In response, the Belarusian regime blocked Kondrusiewicz, a Belarusian citizen, from returning to the country until he resigned from his post. In 2021, the authorities seized his church.
Five Belarusian fighters killed in action in Ukraine
On July 31, two Belarusian formations within the Ukrainian army reported losses in their ranks.
Without publishing the names of those killed, Pahonia Detachment claimed one fighter was killed, and the Kastuś Kalinoŭski Regiment reported four Belarusians within the Litvin and Volat battalions killed in action.
Since the beginning of the Russian war against Ukraine, a reported 1,500 Belarusian volunteers have been fighting for Ukraine. Belarusian volunteers face imprisonment in Belarus, while Lukashenko's regime persecutes their friends and families.
The real independence day
The Spotlight segment provides readers with the historical context of contemporary events in Belarus.

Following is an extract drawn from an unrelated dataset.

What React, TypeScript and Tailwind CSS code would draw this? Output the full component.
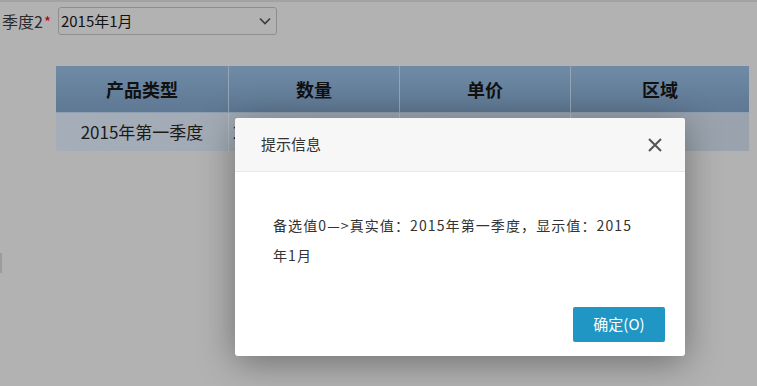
import React from "react";

const cjk = { fontFamily: '"Microsoft YaHei", "Noto Sans CJK SC", "Noto Sans", sans-serif' };

export default function App() {
  return (
    <div className="relative w-[757px] h-[386px] overflow-hidden bg-[#b2b2b2]" style={cjk}>
      <div className="h-[2px] bg-[#a2a2a2]" />
      <div className="flex items-center h-[28px] mt-[5px] pl-[2px]">
        <span className="text-[16px] text-[#2b2b2b] leading-none">季度2</span>
        <span className="text-[15px] text-[#b3001a] leading-none ml-[1px]">*</span>
        <div className="ml-[7px] w-[219px] h-[28px] border border-[#8e8e8e] rounded-[3px] flex items-center justify-between pl-[2px] pr-[4px]">
          <span className="text-[15px] text-[#111]">2015年1月</span>
          <svg width="14" height="14" viewBox="0 0 14 14" fill="none" stroke="#3a3a3a" strokeWidth="1.6">
            <path d="M2 4.5 L7 9.5 L12 4.5" />
          </svg>
        </div>
      </div>
      <div className="ml-[56px] mt-[31px] w-[693px]">
        <div className="flex h-[47px] bg-gradient-to-b from-[#6f8ba6] to-[#5f7893] border-b border-[#8fa0b2]">
          {[
            ["产品类型", "w-[173px]"],
            ["数量", "w-[171px]"],
            ["单价", "w-[171px]"],
            ["区域", "flex-1"],
          ].map(([t, w], i) => (
            <div
              key={i}
              className={`${w} flex items-center justify-center text-[18px] font-bold text-[#111] ${i < 3 ? "border-r border-[#94a5b7]" : ""}`}
            >
              {t}
            </div>
          ))}
        </div>
        <div className="flex h-[38px] bg-gradient-to-r from-[#a5aeb8] to-[#9aa3ad]">
          <div className="w-[173px] flex items-center justify-center text-[17px] text-[#1a1a1a] border-r border-[#b3bbc4]">
            2015年第一季度
          </div>
          <div className="w-[171px] flex items-center pl-[4px] text-[17px] text-[#1a1a1a] border-r border-[#b3bbc4]">
            2015年1月
          </div>
          <div className="w-[171px] border-r border-[#b3bbc4]" />
          <div className="flex-1" />
        </div>
      </div>
      <div className="absolute left-0 top-[253px] w-[2px] h-[20px] bg-[#9c9c9c]" />

      <div className="absolute left-[235px] top-[118px] w-[450px] h-[238px] bg-white rounded-[3px] shadow-[0_6px_36px_rgba(0,0,0,0.38)] flex flex-col">
        <div className="h-[54px] bg-[#f7f7f7] border-b border-[#e8e8e8] rounded-t-[3px] flex items-center justify-between pl-[26px] pr-[22px]">
          <span className="text-[15px] text-[#333]">提示信息</span>
          <svg width="16" height="16" viewBox="0 0 16 16" stroke="#555" strokeWidth="2" fill="none">
            <path d="M2 2 L14 14 M14 2 L2 14" />
          </svg>
        </div>
        <div className="pl-[38px] pr-[42px] pt-[38px] text-[14px] leading-[30px] tracking-[1.1px] text-[#333]">
          备选值0—&gt;真实值：2015年第一季度，显示值：2015年1月
        </div>
        <div className="mt-auto mb-[14px] flex justify-end pr-[20px]">
          <button className="w-[92px] h-[35px] bg-[#1f96c3] text-white text-[15px] rounded-[2px]">
            确定(O)
          </button>
        </div>
      </div>
    </div>
  );
}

On July 27, 1990, the Supreme Council (Viarkhouny Saviet) of the Belarusian Soviet Socialist Republic adopted the Declaration of State Sovereignty.
Although remaining a document with no legal power at the moment, the declaration was a crucial event in Belarusian history.
The document proclaimed the sovereignty of Belarus and proclaimed the supremacy of the republican laws over those of the Soviet, declaring that no political party or individual could speak on behalf of the people other than the elected local Supreme Council.
According to the document, Belarus obtained the right to have its own army and police, as well as an independent foreign policy.
Belarus was proclaimed a neutral and nuclear-free state.
A significant role in the document's creation belonged to the Belarusian People's Front (BNF), a pro-independence organization set to spark a national revival in Belarus.
The organization managed to secure 27 seats in the 360-seated Supreme Council, thus forming a parliamentary fraction that advocated for an even more radical version of the declaration.
A year later, on Aug. 25, 1991, after an attempted coup in Moscow, the declaration was proclaimed the country's new constitution, formalizing the full independence of the sovereign Republic of Belarus.
Belarus celebrated its independence on July 27 for the next four years until Lukashenko proposed changing it to July 3, commemorating Minsk being liberated from Nazi Germany in 1944.